Understanding Inflation, Deflation, and Me
A lot of controversy has surrounded the impending inflation that most people feel we are going to see in the United States over the next decade. However, despite the theoretical musings by economists and political pundits, the important aspect to remember when talking about inflation, or its opposite effect deflation, is how will these economic shifts affect me?
First off, inflation is simply the concept that over a period of time goods and resources are going to slowly rise in price and become more expensive. This is exactly what we have seen in our country’s history as well as in other countries’ monetary policy well before the United States was established.
Deflation, is the exact opposite effect and actually only happens on rare occasions in today’s economic environment. The United States has only dealt with a major deflation event 4 times in its history. The 4 periods started in the late 1810s, late 1830s, 1870s, and the 1930s. It is important to note that we have not had a major deflation period in over 80 years. This is largely due to the United States going off of the “gold standard.” 1
History of Inflation
The gold standard was the policy that all US dollars were backed by physical gold. In fact, up until the 1930s United States citizens could actually exchange their dollars for a fixed amount of gold. In essence, dollars were deposit slips for gold holdings. This remained theoretically true until 1971, at which time the United States dollar became its own value and completely separated the dollar from gold prices.
Getting rid of the gold standard did several things for the general US economy. First of all, it eliminated the likely possibility of deflation. Second, it smoothed out expected inflation. Before, when on the gold standard, inflation would routinely exceed 10% a year and sometimes even exceed 30%. Now inflation has rarely crossed 10% and is typically below 5%. However, despite smoothing out inflation, it actually increased the average inflation we see by 2-3% a year. 2
Understanding the Effects
Now, the slightly more difficult task is understanding how inflation or deflation impacts the US economy and impacts you personally. Just like the previous post about interest rates, inflation typically benefits one group of people, while deflation theoretically benefits the opposite group of people.
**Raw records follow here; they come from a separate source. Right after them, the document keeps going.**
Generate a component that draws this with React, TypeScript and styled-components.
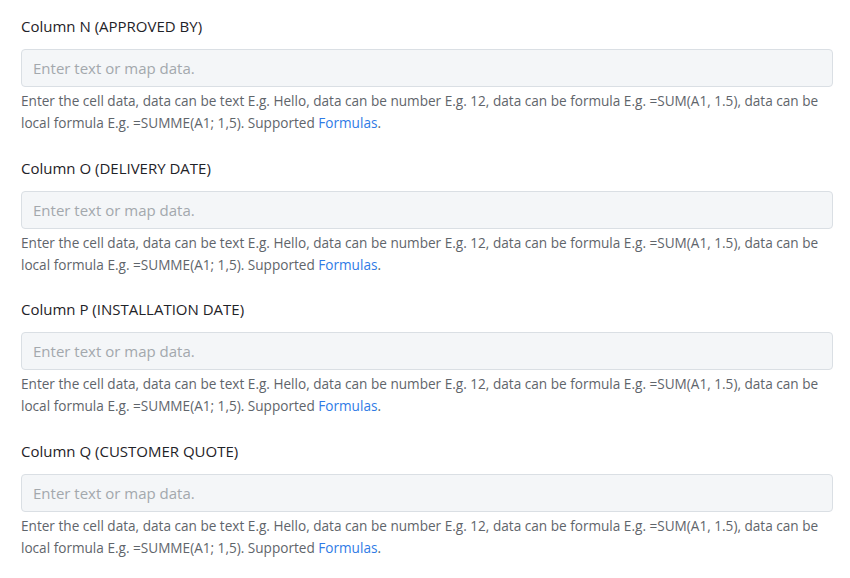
import React from 'react'
import styled, { createGlobalStyle } from 'styled-components'

const GlobalStyle = createGlobalStyle`
  body {
    margin: 0;
    background: #ffffff;
    font-family: "Open Sans", "Noto Sans", sans-serif;
  }
`

const Page = styled.div`
  display: flex;
  flex-direction: column;
  gap: 23.5px;
  width: 812px;
  padding: 16px 17px 0 21px;
`

const Field = styled.div`
  display: flex;
  flex-direction: column;
`

const Label = styled.label`
  font-size: 15px;
  line-height: 20px;
  color: #1f2328;
  margin-bottom: 13px;
`

const Input = styled.input`
  box-sizing: border-box;
  height: 38px;
  width: 100%;
  padding: 0 11px;
  border: 1px solid #dadfe4;
  border-radius: 4px;
  background: #f4f6f8;
  font-family: inherit;
  font-size: 15px;
  color: #333;
  outline: none;

  &::placeholder {
    color: #a3a8ad;
  }
`

const Help = styled.p`
  margin: 3px 0 0;
  font-size: 13.6px;
  line-height: 22px;
  color: #5f656b;
`

const FormulaLink = styled.a`
  color: #2f7be6;
  text-decoration: none;
`

const columns = [
  'Column N (APPROVED BY)',
  'Column O (DELIVERY DATE)',
  'Column P (INSTALLATION DATE)',
  'Column Q (CUSTOMER QUOTE)',
]

export default function App() {
  return (
    <>
      <GlobalStyle />
      <Page>
        {columns.map((name) => (
          <Field key={name}>
            <Label>{name}</Label>
            <Input placeholder="Enter text or map data." />
            <Help>
              Enter the cell data, data can be text E.g. Hello, data can be number E.g. 12, data can be
              formula E.g. =SUM(A1, 1.5), data can be local formula E.g. =SUMME(A1; 1,5). Supported{' '}
              <FormulaLink href="#">Formulas</FormulaLink>.
            </Help>
          </Field>
        ))}
      </Page>
    </>
  )
}
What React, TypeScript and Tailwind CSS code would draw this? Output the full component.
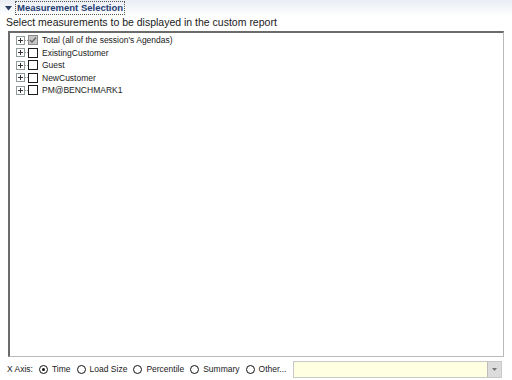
import React from "react";

const items = [
  { label: "Total (all of the session's Agendas)", checked: true },
  { label: "ExistingCustomer", checked: false },
  { label: "Guest", checked: false },
  { label: "NewCustomer", checked: false },
  { label: "PM@BENCHMARK1", checked: false },
];

const radios = [
  { label: "Time", on: true },
  { label: "Load Size", on: false },
  { label: "Percentile", on: false },
  { label: "Summary", on: false },
  { label: "Other...", on: false },
];

function Expander() {
  return (
    <div className="flex items-center">
      <div className="relative w-[9px] h-[9px] border border-[#919b9c] bg-white">
        <div className="absolute left-[1px] top-[3px] w-[5px] h-[1px] bg-[#333]" />
        <div className="absolute left-[3px] top-[1px] w-[1px] h-[5px] bg-[#333]" />
      </div>
      <div className="w-[3px] border-t border-dotted border-[#999]" />
    </div>
  );
}

function Checkbox({ checked }: { checked: boolean }) {
  return (
    <div
      className={`w-[10px] h-[10px] border flex items-center justify-center ${
        checked ? "border-[#8a8a8a] bg-[#c8c8c8]" : "border-[#1c1c1c] bg-white"
      }`}
    >
      {checked && (
        <svg width="8" height="8" viewBox="0 0 8 8">
          <path d="M1 4 L3 6 L7 1.5" stroke="#6e6e6e" strokeWidth="1.6" fill="none" />
        </svg>
      )}
    </div>
  );
}

function Radio({ on }: { on: boolean }) {
  return (
    <div className="w-[9px] h-[9px] rounded-full border-[1.5px] border-[#111] bg-white flex items-center justify-center">
      {on && <div className="w-[3px] h-[3px] rounded-full bg-[#111]" />}
    </div>
  );
}

export default function App() {
  return (
    <div
      className="w-[512px] h-[380px] bg-white flex flex-col text-[10.5px] text-[#1a1a1a] overflow-hidden"
      style={{ fontFamily: "'Liberation Sans', Arial, sans-serif" }}
    >
      <div className="h-[16px] bg-gradient-to-b from-[#e9edf4] to-white flex items-center pl-[5px] pt-[1px]">
        <svg width="7" height="5" viewBox="0 0 7 5" className="mr-[3px]">
          <path d="M0 0 L7 0 L3.5 4.5 Z" fill="#2b3e66" />
        </svg>
        <span className="font-bold text-[#243c73] border border-dotted border-[#555] px-[1px] leading-[12px] text-[9.5px]">
          Measurement Selection
        </span>
      </div>
      <div className="pl-[6px] leading-[12px]">
        Select measurements to be displayed in the custom report
      </div>
      <div className="mx-[8px] mt-[3px] h-[327px] border-t-2 border-l-2 border-[#6b6b6b] border-r border-b border-r-[#b9b9b9] border-b-[#b9b9b9] bg-white pt-[1px] pl-[6px] text-[8.5px]">
        {items.map((it) => (
          <div key={it.label} className="flex items-center h-[12.5px]">
            <Expander />
            <Checkbox checked={it.checked} />
            <span className="ml-[4px] leading-[12px]">{it.label}</span>
          </div>
        ))}
      </div>
      <div className="flex items-center h-[22px] pl-[7px] pr-[10px] mt-[1px] text-[8.5px]">
        <span className="mr-[6px]">X Axis:</span>
        {radios.map((r) => (
          <div key={r.label} className="flex items-center mr-[6px]">
            <Radio on={r.on} />
            <span className="ml-[4px]">{r.label}</span>
          </div>
        ))}
        <div className="flex-1 ml-[1px] h-[17px] border border-[#c8c8c8] bg-[#ffffe1] flex justify-end">
          <div className="w-[14px] h-full bg-[#dcdcdc] border-l border-[#bcbcbc] flex items-center justify-center">
            <svg width="5" height="3" viewBox="0 0 5 3">
              <path d="M0 0 L5 0 L2.5 3 Z" fill="#777" />
            </svg>
          </div>
        </div>
      </div>
    </div>
  );
}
Generally speaking, inflation encourages people to spend more money. After all, if something costs less today than it will tomorrow, it makes sense to purchase now. This spending cycle is believed to encourage our economy upward. Also, inflation effectively lowers the value of debt outstanding. Picture this, if I took a loan out today for $100,000 and only paid the interest on it for 10 years, my loan balance would still read $100,000. However, with inflation at 3% that $100,000 of 2012 money would only be worth around $74,410 in 2022 money, making the weight of my loan much lighter. Effectively, inflation benefits people who are in debt or are taking out loans (ie. Our Federal Government).